Exercise details:
Starting at the first line of the data, please print exactly those lines through the one that holds "</style></head><body>", omitting every picture.

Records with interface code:
--- Begin ---

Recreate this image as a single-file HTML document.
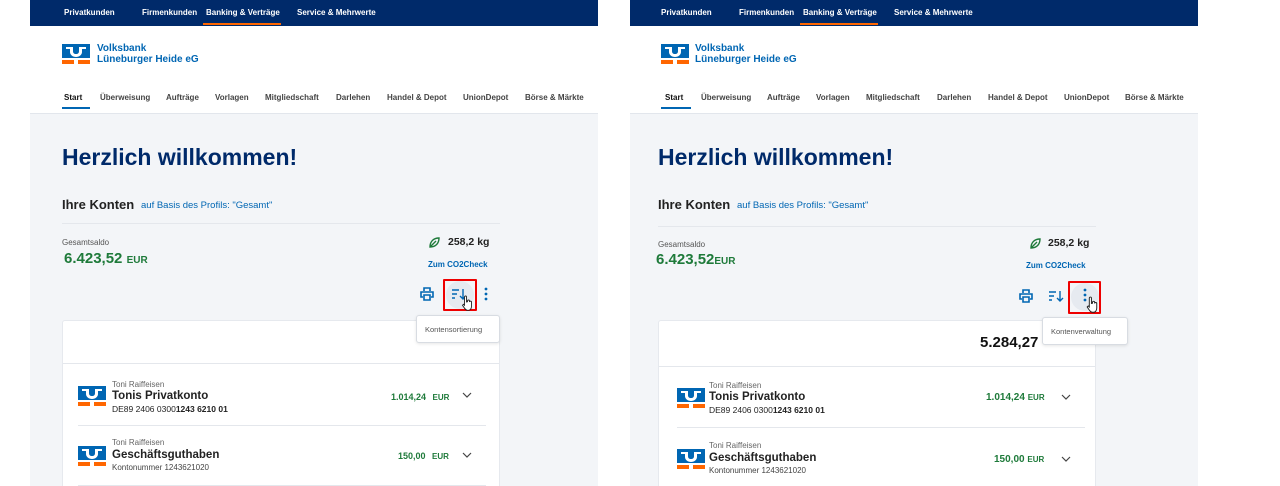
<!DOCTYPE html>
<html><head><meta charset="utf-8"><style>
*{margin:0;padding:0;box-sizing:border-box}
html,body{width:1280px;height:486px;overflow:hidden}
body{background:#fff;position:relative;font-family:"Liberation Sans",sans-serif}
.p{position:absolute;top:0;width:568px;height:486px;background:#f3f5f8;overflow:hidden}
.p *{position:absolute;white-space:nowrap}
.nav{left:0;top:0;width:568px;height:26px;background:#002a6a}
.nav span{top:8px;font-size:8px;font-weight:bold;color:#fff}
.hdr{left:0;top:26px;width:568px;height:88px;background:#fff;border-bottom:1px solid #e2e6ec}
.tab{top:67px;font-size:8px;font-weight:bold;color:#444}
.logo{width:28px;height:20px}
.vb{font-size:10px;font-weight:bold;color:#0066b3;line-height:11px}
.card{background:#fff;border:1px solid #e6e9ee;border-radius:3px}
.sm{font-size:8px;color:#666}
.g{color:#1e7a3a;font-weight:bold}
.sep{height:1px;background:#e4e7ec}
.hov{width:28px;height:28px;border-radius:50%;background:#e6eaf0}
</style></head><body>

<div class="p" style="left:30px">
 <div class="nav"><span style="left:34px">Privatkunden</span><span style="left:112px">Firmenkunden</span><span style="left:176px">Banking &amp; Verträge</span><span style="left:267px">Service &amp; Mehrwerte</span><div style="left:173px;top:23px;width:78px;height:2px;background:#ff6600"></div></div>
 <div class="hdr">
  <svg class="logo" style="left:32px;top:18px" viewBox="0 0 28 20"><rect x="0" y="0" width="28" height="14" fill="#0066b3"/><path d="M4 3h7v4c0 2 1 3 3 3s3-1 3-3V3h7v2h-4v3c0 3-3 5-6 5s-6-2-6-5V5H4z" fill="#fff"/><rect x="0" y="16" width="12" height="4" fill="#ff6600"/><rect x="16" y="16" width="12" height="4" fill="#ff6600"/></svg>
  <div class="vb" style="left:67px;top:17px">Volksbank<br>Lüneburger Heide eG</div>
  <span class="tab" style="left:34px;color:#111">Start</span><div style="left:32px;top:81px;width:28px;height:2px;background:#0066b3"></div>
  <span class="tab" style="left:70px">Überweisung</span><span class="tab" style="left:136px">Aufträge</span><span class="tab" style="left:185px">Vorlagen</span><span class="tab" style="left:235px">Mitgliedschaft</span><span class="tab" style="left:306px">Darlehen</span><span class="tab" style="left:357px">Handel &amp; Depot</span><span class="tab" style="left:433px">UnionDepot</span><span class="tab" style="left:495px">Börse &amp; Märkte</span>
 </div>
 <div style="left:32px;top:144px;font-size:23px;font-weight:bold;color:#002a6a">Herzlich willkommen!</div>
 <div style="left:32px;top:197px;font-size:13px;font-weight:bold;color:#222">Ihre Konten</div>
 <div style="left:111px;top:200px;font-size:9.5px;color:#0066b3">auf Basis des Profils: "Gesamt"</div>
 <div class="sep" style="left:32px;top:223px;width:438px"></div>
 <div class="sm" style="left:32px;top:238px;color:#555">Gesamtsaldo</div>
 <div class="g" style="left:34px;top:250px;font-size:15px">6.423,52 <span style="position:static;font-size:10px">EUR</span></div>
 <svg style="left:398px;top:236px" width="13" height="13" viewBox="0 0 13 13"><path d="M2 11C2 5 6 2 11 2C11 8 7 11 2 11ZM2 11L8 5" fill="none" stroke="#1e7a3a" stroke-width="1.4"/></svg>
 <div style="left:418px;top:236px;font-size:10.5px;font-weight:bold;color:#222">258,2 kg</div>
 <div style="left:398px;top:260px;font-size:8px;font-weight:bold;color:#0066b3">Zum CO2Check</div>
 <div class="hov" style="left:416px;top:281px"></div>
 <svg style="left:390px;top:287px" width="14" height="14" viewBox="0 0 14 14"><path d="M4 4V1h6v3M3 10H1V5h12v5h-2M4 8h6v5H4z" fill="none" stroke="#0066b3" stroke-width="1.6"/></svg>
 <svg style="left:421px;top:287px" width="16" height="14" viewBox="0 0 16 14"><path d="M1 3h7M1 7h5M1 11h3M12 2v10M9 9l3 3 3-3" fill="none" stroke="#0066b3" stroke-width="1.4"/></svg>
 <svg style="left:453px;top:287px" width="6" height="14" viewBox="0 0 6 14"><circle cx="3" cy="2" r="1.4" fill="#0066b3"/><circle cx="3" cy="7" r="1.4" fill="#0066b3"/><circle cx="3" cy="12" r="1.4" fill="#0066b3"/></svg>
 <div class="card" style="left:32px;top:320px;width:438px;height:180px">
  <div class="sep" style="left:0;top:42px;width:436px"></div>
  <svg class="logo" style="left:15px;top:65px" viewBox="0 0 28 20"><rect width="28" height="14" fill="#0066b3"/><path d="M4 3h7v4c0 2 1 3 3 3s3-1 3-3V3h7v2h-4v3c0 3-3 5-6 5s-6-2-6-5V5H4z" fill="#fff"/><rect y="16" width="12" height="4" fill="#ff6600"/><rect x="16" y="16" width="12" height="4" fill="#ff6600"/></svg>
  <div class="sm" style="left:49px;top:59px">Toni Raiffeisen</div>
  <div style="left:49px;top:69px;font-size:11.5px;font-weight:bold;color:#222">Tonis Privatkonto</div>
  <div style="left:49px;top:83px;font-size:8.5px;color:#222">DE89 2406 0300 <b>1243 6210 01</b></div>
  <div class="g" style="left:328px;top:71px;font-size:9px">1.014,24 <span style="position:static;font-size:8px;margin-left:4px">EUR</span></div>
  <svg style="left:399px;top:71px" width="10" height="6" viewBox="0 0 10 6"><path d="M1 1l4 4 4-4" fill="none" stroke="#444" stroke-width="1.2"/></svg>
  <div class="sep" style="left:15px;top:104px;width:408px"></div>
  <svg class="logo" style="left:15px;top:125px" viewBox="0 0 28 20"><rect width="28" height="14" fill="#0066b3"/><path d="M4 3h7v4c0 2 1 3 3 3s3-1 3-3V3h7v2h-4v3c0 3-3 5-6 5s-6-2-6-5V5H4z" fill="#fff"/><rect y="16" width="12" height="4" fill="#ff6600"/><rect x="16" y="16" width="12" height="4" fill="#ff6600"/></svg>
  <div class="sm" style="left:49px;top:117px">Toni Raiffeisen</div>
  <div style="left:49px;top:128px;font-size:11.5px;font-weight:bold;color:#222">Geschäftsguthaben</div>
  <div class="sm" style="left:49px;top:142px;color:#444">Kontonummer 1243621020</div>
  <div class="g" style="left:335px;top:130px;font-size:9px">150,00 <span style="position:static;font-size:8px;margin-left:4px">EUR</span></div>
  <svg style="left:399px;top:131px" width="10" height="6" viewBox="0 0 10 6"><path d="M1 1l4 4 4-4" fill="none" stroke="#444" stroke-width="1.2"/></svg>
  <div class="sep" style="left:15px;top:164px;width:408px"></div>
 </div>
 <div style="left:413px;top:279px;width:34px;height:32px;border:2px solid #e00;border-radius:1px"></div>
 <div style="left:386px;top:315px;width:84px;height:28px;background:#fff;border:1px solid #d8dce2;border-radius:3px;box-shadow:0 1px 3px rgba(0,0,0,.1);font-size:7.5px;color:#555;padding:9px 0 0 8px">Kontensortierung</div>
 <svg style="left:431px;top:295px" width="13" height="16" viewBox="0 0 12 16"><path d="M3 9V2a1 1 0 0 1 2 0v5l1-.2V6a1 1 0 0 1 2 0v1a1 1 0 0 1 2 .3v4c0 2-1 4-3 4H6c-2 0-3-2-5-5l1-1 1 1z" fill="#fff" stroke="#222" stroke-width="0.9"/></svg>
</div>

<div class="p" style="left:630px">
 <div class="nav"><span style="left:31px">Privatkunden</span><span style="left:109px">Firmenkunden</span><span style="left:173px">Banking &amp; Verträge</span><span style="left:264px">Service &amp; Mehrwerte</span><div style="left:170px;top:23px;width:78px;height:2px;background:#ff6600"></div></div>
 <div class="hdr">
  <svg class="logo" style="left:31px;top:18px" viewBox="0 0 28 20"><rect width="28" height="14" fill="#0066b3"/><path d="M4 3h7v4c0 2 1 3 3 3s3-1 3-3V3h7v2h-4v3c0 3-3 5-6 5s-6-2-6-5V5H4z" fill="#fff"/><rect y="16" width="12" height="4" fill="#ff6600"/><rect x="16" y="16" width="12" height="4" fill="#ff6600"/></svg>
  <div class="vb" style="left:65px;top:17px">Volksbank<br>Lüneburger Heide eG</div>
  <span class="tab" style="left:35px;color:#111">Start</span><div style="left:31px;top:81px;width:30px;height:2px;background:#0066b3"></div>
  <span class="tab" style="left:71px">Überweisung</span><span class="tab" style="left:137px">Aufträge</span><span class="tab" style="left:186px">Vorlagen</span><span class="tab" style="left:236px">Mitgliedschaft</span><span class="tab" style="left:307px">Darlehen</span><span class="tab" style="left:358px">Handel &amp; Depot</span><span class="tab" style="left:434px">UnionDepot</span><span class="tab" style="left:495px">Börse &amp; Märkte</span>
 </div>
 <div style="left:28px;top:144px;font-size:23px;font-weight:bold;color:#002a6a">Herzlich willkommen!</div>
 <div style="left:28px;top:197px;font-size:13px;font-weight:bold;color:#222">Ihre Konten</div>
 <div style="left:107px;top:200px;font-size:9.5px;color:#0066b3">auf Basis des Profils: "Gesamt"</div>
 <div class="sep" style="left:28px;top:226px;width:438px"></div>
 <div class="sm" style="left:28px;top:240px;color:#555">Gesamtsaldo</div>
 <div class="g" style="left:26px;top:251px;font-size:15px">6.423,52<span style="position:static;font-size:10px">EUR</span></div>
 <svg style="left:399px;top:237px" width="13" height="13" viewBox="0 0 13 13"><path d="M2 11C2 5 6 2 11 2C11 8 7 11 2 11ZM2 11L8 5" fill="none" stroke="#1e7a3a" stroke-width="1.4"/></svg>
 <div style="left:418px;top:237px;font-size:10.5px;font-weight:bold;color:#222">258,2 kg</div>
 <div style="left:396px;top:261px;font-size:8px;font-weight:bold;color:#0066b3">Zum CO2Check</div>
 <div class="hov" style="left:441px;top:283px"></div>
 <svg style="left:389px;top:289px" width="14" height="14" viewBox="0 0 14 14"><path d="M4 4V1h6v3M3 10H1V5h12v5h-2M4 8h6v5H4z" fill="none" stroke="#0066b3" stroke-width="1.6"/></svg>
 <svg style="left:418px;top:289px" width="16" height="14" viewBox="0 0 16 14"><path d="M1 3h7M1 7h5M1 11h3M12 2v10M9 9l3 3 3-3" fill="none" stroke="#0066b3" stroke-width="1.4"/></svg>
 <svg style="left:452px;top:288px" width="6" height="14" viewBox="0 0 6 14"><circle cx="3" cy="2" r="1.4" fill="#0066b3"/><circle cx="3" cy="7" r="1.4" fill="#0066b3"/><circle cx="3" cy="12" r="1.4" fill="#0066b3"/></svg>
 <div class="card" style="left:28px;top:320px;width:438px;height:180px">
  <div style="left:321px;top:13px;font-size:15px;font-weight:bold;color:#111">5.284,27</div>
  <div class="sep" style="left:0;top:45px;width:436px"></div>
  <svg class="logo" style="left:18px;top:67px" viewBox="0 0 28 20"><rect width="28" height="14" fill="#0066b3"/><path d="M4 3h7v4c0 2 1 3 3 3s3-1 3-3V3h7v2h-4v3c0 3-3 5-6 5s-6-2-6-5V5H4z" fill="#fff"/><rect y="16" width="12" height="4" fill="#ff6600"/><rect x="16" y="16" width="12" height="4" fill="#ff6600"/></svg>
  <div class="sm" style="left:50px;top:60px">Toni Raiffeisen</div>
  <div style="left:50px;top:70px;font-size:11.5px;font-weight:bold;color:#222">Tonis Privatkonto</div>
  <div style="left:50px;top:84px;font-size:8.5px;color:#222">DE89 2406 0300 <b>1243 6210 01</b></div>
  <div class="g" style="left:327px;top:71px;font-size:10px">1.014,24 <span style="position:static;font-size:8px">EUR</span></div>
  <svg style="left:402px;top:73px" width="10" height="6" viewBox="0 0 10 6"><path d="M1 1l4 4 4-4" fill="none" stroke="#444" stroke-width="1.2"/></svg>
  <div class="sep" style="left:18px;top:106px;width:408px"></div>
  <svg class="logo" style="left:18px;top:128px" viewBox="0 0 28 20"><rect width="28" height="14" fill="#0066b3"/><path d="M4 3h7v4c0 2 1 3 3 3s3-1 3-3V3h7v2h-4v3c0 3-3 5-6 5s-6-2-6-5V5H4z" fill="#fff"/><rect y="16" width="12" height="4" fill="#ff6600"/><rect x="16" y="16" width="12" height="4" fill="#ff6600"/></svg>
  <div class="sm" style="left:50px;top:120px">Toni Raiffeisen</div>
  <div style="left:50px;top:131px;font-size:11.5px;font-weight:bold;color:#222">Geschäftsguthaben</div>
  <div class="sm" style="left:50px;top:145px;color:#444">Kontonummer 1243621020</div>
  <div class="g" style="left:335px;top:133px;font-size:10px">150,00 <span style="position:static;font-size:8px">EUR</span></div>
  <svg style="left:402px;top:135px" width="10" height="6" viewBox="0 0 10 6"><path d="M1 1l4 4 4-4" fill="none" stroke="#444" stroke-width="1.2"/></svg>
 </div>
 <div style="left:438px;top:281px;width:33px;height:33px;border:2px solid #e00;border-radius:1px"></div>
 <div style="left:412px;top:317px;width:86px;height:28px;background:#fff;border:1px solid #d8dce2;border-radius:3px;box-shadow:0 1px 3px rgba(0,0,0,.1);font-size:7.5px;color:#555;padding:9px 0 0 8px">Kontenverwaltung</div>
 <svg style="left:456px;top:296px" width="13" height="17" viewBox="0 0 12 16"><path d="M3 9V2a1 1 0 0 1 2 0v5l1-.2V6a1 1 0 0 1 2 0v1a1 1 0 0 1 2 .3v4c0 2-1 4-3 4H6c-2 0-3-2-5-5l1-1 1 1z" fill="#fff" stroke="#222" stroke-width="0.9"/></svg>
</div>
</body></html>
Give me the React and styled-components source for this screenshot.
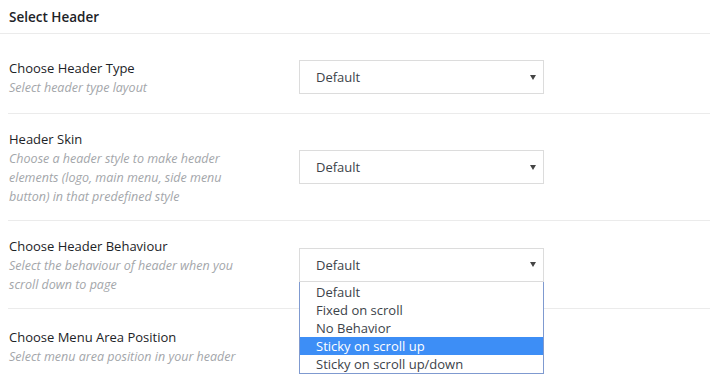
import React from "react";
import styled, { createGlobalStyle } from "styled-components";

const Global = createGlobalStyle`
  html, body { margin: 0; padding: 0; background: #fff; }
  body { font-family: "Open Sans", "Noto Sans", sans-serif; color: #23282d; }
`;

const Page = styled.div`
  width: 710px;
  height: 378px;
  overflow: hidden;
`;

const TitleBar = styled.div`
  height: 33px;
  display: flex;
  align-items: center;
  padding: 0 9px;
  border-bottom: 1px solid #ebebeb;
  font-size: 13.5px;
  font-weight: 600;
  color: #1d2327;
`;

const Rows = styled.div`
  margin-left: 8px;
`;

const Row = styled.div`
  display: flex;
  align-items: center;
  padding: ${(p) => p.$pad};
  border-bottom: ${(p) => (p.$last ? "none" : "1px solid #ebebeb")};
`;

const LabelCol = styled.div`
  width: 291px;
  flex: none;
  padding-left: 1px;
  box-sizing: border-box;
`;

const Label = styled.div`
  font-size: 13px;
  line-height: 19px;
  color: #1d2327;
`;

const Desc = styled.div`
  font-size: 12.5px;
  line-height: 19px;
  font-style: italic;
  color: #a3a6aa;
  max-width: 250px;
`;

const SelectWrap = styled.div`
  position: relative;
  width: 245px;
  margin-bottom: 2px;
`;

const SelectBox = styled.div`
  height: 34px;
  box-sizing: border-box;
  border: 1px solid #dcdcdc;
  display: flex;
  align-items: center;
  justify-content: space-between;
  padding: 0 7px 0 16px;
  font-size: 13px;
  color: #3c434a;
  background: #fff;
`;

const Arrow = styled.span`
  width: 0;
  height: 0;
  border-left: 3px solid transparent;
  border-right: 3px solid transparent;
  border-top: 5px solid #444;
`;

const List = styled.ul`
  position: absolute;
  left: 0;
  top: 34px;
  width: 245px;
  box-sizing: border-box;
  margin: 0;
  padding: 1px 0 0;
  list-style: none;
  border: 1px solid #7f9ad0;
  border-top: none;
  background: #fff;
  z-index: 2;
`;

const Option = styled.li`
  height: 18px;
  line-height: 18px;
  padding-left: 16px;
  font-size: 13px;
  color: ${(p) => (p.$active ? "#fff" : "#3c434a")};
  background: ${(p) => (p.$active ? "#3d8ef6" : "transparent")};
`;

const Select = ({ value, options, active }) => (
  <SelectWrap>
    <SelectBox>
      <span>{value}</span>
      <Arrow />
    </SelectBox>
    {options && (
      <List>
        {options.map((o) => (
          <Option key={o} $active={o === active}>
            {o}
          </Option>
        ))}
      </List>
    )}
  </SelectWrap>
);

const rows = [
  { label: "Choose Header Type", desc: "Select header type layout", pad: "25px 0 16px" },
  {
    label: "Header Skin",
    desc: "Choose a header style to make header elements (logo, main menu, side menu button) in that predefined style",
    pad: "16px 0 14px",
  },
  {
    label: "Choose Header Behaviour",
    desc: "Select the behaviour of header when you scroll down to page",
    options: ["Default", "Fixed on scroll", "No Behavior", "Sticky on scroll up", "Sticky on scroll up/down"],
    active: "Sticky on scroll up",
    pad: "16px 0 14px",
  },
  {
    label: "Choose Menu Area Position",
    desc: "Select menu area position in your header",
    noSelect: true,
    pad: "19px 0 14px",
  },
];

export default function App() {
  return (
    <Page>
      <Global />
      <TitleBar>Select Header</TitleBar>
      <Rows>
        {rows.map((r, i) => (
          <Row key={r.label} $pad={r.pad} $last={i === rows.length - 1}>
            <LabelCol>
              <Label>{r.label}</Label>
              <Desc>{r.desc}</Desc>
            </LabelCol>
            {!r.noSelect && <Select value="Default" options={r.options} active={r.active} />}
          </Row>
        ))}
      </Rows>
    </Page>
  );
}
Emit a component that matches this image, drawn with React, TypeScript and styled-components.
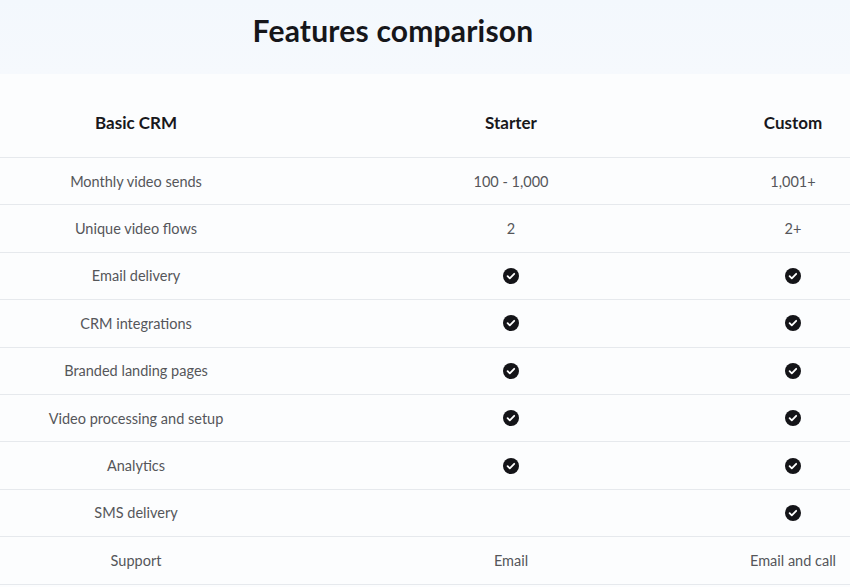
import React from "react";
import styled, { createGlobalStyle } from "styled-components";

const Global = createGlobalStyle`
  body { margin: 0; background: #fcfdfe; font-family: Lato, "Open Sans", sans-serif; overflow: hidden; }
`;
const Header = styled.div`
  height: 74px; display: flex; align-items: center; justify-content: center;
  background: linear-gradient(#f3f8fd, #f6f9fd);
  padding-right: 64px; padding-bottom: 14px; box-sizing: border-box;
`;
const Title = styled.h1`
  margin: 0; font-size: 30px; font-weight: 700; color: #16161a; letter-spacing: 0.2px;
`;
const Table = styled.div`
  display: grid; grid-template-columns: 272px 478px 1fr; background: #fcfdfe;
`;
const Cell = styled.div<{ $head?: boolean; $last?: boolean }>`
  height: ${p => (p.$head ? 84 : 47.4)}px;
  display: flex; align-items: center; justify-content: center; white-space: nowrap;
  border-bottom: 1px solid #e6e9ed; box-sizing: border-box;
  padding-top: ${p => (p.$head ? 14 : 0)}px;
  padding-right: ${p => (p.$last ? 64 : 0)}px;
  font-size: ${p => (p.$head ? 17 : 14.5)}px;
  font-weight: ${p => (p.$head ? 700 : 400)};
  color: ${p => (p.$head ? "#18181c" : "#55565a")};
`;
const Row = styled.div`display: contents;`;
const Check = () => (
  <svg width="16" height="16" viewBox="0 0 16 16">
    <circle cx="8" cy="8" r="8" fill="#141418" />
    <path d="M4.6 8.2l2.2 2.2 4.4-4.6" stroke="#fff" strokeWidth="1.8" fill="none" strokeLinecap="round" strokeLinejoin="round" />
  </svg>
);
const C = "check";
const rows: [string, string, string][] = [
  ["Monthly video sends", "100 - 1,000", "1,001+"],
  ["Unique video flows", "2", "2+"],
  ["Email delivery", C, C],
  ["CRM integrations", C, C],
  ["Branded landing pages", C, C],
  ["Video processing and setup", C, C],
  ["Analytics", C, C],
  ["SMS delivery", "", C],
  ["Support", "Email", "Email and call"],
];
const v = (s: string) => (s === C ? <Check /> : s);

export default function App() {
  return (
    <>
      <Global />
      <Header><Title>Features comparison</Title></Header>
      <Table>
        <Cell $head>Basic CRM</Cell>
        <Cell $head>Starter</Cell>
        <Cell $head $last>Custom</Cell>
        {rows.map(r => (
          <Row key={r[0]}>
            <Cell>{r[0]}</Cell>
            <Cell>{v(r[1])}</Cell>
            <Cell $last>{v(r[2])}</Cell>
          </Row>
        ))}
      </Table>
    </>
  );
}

--- End ---

Output of the exercise:
Recreate this image as a single-file HTML document.
<!DOCTYPE html>
<html><head><meta charset="utf-8"><style>
*{margin:0;padding:0;box-sizing:border-box}
html,body{width:1280px;height:486px;overflow:hidden}
body{background:#fff;position:relative;font-family:"Liberation Sans",sans-serif}
.p{position:absolute;top:0;width:568px;height:486px;background:#f3f5f8;overflow:hidden}
.p *{position:absolute;white-space:nowrap}
.nav{left:0;top:0;width:568px;height:26px;background:#002a6a}
.nav span{top:8px;font-size:8px;font-weight:bold;color:#fff}
.hdr{left:0;top:26px;width:568px;height:88px;background:#fff;border-bottom:1px solid #e2e6ec}
.tab{top:67px;font-size:8px;font-weight:bold;color:#444}
.logo{width:28px;height:20px}
.vb{font-size:10px;font-weight:bold;color:#0066b3;line-height:11px}
.card{background:#fff;border:1px solid #e6e9ee;border-radius:3px}
.sm{font-size:8px;color:#666}
.g{color:#1e7a3a;font-weight:bold}
.sep{height:1px;background:#e4e7ec}
.hov{width:28px;height:28px;border-radius:50%;background:#e6eaf0}
</style></head><body>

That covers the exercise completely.